Exercise material:
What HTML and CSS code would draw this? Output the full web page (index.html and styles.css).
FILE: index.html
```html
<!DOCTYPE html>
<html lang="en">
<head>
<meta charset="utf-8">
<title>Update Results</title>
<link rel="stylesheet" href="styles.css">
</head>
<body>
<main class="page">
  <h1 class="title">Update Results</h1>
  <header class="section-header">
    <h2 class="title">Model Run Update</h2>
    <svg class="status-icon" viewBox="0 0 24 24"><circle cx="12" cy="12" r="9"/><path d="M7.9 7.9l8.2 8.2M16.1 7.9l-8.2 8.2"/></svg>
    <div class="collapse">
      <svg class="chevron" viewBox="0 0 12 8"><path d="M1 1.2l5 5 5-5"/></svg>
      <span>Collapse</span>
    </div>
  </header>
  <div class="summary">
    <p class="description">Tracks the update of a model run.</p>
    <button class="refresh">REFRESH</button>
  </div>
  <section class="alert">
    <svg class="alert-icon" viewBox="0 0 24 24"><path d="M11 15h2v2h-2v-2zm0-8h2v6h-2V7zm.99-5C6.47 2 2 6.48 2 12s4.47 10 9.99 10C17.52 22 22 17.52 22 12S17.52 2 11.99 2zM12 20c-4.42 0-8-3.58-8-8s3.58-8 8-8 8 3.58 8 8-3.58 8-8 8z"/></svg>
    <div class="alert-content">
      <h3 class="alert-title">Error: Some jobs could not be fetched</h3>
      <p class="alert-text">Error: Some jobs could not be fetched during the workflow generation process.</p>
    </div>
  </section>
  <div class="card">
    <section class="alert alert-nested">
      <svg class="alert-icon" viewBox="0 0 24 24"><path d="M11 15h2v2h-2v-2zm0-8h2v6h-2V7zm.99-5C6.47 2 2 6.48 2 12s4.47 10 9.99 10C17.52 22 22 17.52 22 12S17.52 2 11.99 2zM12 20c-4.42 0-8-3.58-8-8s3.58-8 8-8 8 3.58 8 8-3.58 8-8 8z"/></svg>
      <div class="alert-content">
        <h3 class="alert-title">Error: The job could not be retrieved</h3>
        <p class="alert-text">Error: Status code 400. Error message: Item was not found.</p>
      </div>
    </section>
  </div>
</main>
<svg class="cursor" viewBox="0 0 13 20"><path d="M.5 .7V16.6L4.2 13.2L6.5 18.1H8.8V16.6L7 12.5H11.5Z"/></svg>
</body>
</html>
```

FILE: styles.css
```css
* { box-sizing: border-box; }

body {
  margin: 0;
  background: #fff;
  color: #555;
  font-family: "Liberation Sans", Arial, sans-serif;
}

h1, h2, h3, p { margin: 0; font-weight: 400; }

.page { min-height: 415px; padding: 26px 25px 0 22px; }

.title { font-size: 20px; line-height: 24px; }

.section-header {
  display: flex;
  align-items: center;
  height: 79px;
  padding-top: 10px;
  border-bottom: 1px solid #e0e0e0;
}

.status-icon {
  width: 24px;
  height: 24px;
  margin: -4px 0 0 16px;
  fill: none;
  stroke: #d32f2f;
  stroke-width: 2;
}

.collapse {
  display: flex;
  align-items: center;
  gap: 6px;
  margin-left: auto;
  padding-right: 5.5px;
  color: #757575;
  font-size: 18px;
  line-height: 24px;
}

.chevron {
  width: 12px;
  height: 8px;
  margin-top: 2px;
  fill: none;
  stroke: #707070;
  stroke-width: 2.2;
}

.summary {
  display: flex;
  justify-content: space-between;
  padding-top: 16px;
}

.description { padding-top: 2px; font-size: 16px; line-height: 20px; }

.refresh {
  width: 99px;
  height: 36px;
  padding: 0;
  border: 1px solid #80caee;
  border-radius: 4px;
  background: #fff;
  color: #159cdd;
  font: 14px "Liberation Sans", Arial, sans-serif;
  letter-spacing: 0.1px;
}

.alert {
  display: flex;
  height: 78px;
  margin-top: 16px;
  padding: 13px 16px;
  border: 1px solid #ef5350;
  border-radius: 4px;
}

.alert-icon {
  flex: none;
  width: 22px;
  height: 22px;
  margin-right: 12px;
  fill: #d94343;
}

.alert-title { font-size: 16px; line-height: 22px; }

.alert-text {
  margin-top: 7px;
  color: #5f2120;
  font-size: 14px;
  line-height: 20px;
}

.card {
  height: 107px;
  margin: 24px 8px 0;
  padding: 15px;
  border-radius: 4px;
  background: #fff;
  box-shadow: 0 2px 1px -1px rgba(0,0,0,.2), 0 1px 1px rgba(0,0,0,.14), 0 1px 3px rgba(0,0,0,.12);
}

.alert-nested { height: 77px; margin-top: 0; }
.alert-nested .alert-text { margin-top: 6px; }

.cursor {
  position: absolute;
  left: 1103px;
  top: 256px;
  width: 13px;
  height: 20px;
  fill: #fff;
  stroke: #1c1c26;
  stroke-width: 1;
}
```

---

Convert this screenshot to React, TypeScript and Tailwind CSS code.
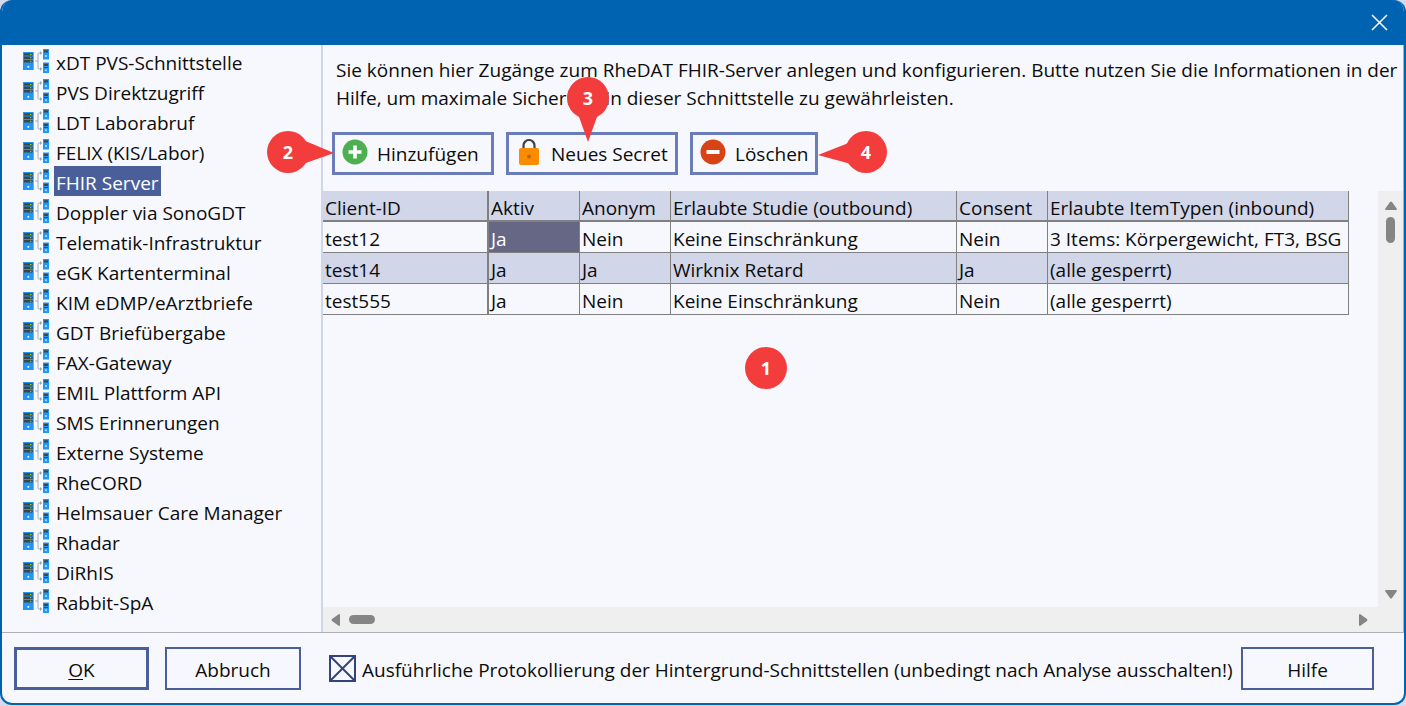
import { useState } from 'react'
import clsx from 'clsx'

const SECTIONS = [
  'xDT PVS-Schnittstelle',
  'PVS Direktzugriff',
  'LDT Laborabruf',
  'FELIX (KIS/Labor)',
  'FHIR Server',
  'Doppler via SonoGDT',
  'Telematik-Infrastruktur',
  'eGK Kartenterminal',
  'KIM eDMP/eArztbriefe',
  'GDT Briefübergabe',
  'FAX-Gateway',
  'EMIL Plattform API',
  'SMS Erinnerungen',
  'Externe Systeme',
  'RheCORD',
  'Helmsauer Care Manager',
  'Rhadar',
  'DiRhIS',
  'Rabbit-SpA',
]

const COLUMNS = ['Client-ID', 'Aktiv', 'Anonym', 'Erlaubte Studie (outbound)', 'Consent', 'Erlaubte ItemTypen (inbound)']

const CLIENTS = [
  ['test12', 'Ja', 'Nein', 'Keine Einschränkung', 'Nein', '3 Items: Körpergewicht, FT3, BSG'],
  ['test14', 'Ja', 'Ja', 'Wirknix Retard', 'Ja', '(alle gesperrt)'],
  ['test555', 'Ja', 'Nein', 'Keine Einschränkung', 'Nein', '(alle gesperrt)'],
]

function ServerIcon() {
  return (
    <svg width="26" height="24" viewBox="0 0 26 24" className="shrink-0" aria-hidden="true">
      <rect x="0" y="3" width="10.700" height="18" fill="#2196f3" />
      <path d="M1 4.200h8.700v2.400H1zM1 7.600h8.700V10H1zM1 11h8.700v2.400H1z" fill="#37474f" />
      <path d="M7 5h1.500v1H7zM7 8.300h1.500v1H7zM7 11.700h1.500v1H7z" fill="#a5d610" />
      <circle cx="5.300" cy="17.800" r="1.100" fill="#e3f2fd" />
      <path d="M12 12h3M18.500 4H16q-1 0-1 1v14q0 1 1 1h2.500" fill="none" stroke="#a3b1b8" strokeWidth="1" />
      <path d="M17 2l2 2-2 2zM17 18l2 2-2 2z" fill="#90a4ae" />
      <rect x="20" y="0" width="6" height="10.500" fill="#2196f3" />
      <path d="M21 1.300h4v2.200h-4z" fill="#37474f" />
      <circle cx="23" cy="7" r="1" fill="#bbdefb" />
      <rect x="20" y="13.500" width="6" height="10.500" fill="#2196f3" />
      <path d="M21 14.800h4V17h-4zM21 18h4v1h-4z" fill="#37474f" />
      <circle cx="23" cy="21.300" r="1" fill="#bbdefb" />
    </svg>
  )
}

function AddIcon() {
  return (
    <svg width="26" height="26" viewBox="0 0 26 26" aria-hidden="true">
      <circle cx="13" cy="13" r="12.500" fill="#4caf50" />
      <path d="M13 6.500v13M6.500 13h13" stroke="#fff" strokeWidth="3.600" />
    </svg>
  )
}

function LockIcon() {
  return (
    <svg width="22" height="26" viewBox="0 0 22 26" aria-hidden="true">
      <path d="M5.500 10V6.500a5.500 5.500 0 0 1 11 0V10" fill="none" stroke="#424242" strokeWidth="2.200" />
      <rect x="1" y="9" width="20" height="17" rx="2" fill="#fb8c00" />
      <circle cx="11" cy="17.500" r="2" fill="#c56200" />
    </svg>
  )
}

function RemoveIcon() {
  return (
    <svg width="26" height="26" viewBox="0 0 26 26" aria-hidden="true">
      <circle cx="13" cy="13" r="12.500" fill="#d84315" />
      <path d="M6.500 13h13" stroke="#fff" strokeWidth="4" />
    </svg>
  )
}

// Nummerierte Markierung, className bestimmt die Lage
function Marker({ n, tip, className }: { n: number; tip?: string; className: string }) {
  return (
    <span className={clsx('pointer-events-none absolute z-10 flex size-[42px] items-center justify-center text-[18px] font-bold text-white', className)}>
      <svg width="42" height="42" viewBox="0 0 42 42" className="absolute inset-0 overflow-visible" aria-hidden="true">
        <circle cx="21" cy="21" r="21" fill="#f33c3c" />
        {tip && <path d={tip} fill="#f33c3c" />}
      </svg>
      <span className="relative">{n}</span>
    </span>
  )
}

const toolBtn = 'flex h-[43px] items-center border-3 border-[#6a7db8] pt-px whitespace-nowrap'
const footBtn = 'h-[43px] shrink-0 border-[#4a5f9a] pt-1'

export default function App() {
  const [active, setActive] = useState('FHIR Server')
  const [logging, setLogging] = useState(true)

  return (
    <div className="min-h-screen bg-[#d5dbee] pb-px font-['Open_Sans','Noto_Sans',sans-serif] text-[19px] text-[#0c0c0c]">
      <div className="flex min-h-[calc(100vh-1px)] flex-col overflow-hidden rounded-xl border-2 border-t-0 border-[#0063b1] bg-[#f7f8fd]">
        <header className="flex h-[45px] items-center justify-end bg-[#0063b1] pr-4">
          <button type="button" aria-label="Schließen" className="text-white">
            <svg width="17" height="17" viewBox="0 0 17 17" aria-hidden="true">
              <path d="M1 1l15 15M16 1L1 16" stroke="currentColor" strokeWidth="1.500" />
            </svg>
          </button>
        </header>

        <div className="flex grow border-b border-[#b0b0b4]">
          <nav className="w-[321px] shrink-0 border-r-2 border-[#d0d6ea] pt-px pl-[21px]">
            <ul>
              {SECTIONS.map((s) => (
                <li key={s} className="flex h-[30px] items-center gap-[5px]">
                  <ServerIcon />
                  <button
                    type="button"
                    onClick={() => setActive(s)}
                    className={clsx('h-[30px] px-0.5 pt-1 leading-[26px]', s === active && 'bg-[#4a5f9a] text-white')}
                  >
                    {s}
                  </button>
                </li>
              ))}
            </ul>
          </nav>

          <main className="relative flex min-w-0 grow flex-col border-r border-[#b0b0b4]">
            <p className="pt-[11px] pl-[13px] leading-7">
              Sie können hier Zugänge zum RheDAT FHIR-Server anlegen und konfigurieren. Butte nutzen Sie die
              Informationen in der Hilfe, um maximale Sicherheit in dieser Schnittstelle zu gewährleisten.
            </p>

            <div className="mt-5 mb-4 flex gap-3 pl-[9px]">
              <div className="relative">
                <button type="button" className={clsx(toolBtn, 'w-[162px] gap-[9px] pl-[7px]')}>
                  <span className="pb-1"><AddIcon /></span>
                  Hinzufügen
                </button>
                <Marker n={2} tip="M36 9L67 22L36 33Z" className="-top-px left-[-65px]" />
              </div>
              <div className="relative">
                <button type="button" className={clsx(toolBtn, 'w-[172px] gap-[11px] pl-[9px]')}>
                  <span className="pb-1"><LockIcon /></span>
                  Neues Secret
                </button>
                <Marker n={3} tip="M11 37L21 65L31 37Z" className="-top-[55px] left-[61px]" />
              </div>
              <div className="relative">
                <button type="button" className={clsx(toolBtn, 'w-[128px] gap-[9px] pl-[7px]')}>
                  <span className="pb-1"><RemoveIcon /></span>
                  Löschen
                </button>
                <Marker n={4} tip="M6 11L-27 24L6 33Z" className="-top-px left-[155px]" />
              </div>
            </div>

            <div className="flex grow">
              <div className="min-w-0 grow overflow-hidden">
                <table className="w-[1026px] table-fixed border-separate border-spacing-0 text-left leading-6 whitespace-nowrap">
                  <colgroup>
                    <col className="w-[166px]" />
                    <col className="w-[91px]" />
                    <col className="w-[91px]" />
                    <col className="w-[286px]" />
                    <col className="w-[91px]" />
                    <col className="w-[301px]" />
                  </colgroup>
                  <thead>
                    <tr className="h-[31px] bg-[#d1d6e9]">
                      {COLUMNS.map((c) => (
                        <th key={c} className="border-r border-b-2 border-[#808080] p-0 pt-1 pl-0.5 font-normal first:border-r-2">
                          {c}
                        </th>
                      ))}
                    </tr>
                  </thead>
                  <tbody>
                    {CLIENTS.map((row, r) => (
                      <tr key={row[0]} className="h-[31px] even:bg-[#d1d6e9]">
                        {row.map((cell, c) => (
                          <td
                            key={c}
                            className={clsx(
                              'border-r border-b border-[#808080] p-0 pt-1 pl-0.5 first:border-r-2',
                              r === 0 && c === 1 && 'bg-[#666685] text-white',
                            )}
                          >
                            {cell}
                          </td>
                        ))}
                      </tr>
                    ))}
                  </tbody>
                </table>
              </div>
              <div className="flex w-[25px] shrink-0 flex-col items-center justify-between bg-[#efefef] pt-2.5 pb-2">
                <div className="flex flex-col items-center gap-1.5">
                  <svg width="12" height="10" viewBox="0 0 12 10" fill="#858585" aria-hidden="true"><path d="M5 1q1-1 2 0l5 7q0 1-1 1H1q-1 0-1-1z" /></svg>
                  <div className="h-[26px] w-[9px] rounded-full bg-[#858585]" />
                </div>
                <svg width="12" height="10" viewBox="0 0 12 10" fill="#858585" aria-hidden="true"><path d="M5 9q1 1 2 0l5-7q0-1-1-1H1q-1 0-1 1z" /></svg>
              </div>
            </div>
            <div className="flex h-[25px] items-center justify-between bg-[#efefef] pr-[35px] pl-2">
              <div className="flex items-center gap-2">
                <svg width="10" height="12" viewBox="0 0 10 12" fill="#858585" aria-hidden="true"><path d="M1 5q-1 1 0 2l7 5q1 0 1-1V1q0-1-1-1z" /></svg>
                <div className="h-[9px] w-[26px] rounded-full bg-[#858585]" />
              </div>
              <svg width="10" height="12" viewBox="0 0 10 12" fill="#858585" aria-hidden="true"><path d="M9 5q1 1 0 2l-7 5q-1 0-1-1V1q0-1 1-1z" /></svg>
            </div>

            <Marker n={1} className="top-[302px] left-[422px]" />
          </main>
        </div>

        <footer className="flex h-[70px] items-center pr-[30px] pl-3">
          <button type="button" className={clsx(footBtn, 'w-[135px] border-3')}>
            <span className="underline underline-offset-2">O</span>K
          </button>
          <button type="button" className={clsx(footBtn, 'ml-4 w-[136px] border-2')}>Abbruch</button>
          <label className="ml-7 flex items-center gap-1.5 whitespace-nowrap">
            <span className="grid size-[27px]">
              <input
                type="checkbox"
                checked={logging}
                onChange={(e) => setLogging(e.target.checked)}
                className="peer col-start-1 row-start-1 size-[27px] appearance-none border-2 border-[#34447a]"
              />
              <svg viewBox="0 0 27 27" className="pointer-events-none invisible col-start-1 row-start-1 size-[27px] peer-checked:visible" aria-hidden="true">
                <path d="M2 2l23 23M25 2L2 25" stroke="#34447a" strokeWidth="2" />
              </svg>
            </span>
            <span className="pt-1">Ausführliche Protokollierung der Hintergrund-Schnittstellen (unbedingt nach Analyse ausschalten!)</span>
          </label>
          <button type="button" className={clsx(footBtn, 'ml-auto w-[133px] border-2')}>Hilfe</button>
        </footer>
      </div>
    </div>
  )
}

What the exercise asks:
The copy should hold exactly the lines from the line with "Convert this screenshot" to the line with "const COLUMNS = ['Client-ID', 'Aktiv', 'Anonym', 'Erlaubte", both ends in, set down without any pictures and with nothing added.

Complete answer:
Convert this screenshot to React, TypeScript and Tailwind CSS code.
import { useState } from 'react'
import clsx from 'clsx'

const SECTIONS = [
  'xDT PVS-Schnittstelle',
  'PVS Direktzugriff',
  'LDT Laborabruf',
  'FELIX (KIS/Labor)',
  'FHIR Server',
  'Doppler via SonoGDT',
  'Telematik-Infrastruktur',
  'eGK Kartenterminal',
  'KIM eDMP/eArztbriefe',
  'GDT Briefübergabe',
  'FAX-Gateway',
  'EMIL Plattform API',
  'SMS Erinnerungen',
  'Externe Systeme',
  'RheCORD',
  'Helmsauer Care Manager',
  'Rhadar',
  'DiRhIS',
  'Rabbit-SpA',
]

const COLUMNS = ['Client-ID', 'Aktiv', 'Anonym', 'Erlaubte Studie (outbound)', 'Consent', 'Erlaubte ItemTypen (inbound)']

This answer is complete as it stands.